In a YouTube clip posted the same day as his interview with ProPublica, Kessler floated the theory that Jews are relying on “collusion and nepotism” to seize power and influence for themselves.
In Kessler’s view, his friends within the neo-Nazi and white supremacist milieu aren’t hurting anybody. In any case, he said, he’s more concerned about the “little white girls being blown up by” Islamist terrorists.
The Anti-Defamation League, which studies trends on the extreme right, has a different take, noting that white racists and anti-government militants have left a long trail of violence in their wake, killing some 255 people and injuring more than 600 in terror attacks over the past quarter century, according to a recent ADL report.
In a March attack, a white supremacist and former U.S. Army soldier impaled an African-American man with a 26-inch sword near New York’s Times Square, killing the victim. In Portland, Oregon, another white supremacist, Jeremy Christian, allegedly stabbed two men to death on a commuter train on May 26 while shouting anti-Muslim statements. And earlier this month, law enforcement investigators found bomb materials at the Florida home of a 21-year-old member of the Atomwaffen Division, a neo-Nazi group, leading to federal charges.

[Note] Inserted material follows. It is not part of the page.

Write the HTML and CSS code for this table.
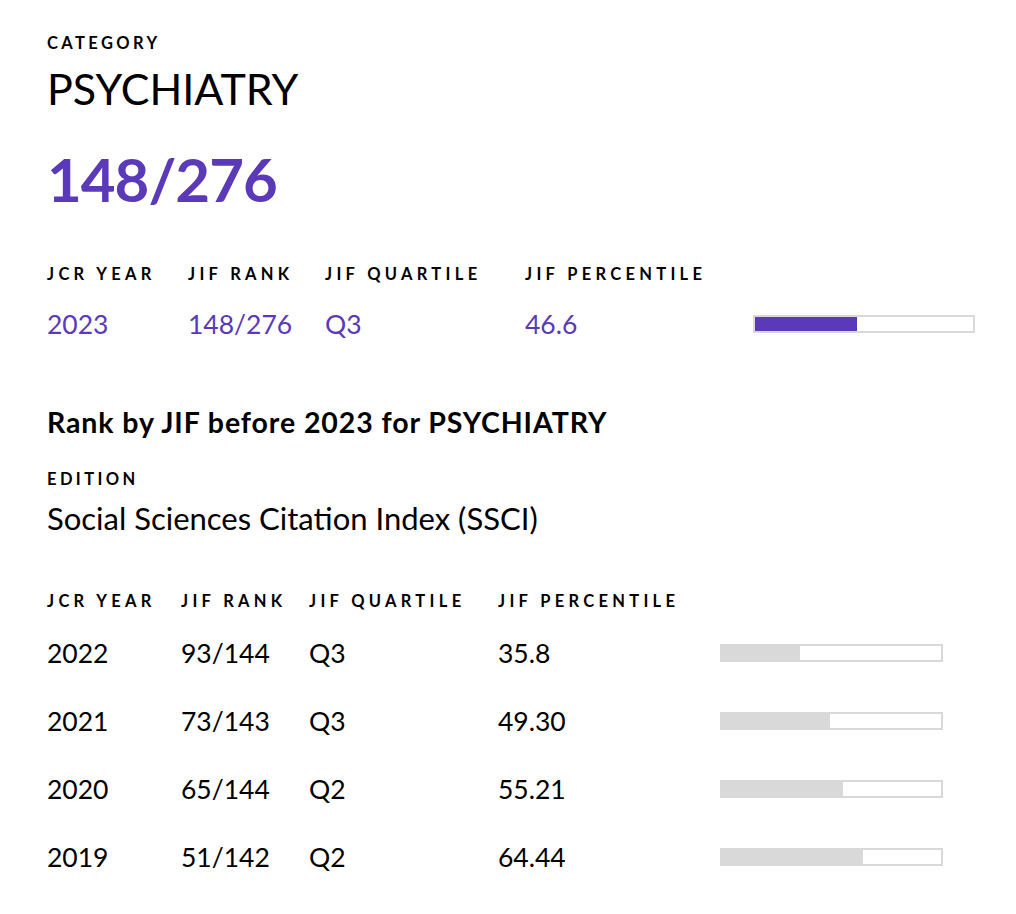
FILE: index.html
```html
<!DOCTYPE html>
<html lang="en">
<head>
<meta charset="utf-8">
<title>Category PSYCHIATRY</title>
<link rel="stylesheet" href="styles.css">
</head>
<body>
<main class="page">
  <div class="label label-category">CATEGORY</div>
  <h1 class="cat-name">PSYCHIATRY</h1>
  <div class="rank-big">148/276</div>

  <div class="table current">
    <div class="row head">
      <div class="label">JCR YEAR</div>
      <div class="label">JIF RANK</div>
      <div class="label">JIF QUARTILE</div>
      <div class="label">JIF PERCENTILE</div>
      <div></div>
    </div>
    <div class="row vals">
      <div>2023</div>
      <div>148/276</div>
      <div>Q3</div>
      <div>46.6</div>
      <div class="bar bar-purple"><span class="fill" style="width:46.6%"></span></div>
    </div>
  </div>

  <h2 class="sub-title">Rank by JIF before 2023 for PSYCHIATRY</h2>
  <div class="label label-edition">EDITION</div>
  <div class="edition">Social Sciences Citation Index (SSCI)</div>

  <div class="table history">
    <div class="row head">
      <div class="label">JCR YEAR</div>
      <div class="label">JIF RANK</div>
      <div class="label">JIF QUARTILE</div>
      <div class="label">JIF PERCENTILE</div>
      <div></div>
    </div>
    <div class="row item">
      <div>2022</div><div>93/144</div><div>Q3</div><div>35.8</div>
      <div class="bar bar-gray"><span class="fill" style="width:35.8%"></span></div>
    </div>
    <div class="row item">
      <div>2021</div><div>73/143</div><div>Q3</div><div>49.30</div>
      <div class="bar bar-gray"><span class="fill" style="width:49.3%"></span></div>
    </div>
    <div class="row item">
      <div>2020</div><div>65/144</div><div>Q2</div><div>55.21</div>
      <div class="bar bar-gray"><span class="fill" style="width:55.21%"></span></div>
    </div>
    <div class="row item">
      <div>2019</div><div>51/142</div><div>Q2</div><div>64.44</div>
      <div class="bar bar-gray"><span class="fill" style="width:64.44%"></span></div>
    </div>
  </div>
</main>
</body>
</html>
```

FILE: styles.css
```css
* { box-sizing: border-box; }
html, body { margin: 0; padding: 0; background: #fff; }
body {
  font-family: Lato, "Liberation Sans", sans-serif;
  color: #000;
}
.page {
  padding: 33px 0 0 47px;
}
.label {
  font-size: 16.5px;
  line-height: 20px;
  font-weight: 700;
  letter-spacing: 3.4px;
  white-space: nowrap;
}
.head .label { letter-spacing: 4.3px; }
.cat-name {
  margin: 11px 0 0;
  font-size: 43px;
  line-height: 50px;
  font-weight: 400;
}
.rank-big {
  margin-top: 30px;
  font-size: 60px;
  line-height: 70px;
  font-weight: 700;
  letter-spacing: -1px;
  color: #5a3ab8;
}
.row {
  display: grid;
  align-items: center;
}
.current .row { grid-template-columns: 141px 137px 200px 228px 222px; }
.current .head { margin-top: 50px; }
.current .vals {
  margin-top: 24px;
  font-size: 26.5px;
  line-height: 32px;
  color: #5a3ab8;
}
.bar {
  height: 18px;
  border: 2px solid #d9d9d9;
  background: #fff;
}
.bar .fill { display: block; height: 100%; }
.bar-purple .fill { background: #5a3ab8; }
.bar-gray .fill { background: #d9d9d9; }
.sub-title {
  margin: 66px 0 0;
  font-size: 28.5px;
  line-height: 32px;
  font-weight: 700;
  letter-spacing: 0.9px;
}
.label-edition { margin-top: 31px; }
.edition {
  margin-top: 11px;
  font-size: 31px;
  line-height: 36px;
}
.history .row { grid-template-columns: 134px 128px 189px 222px 223px; }
.history .head { margin-top: 55px; }
.history .item {
  font-size: 26.5px;
  line-height: 68px;
}
.history .head + .item { margin-top: 8px; }
```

“Kessler is representative of what hate looks like today, operating at the center of several movements that have arisen over the last few years,” said Oren Segal, Director of the ADL’s Center on Extremism. “He clearly sympathizes with white supremacists, but like many on the alt-right seeks to deflect such notions by presenting his words and activity as a mere response to multiculturalism and an assault from the left.”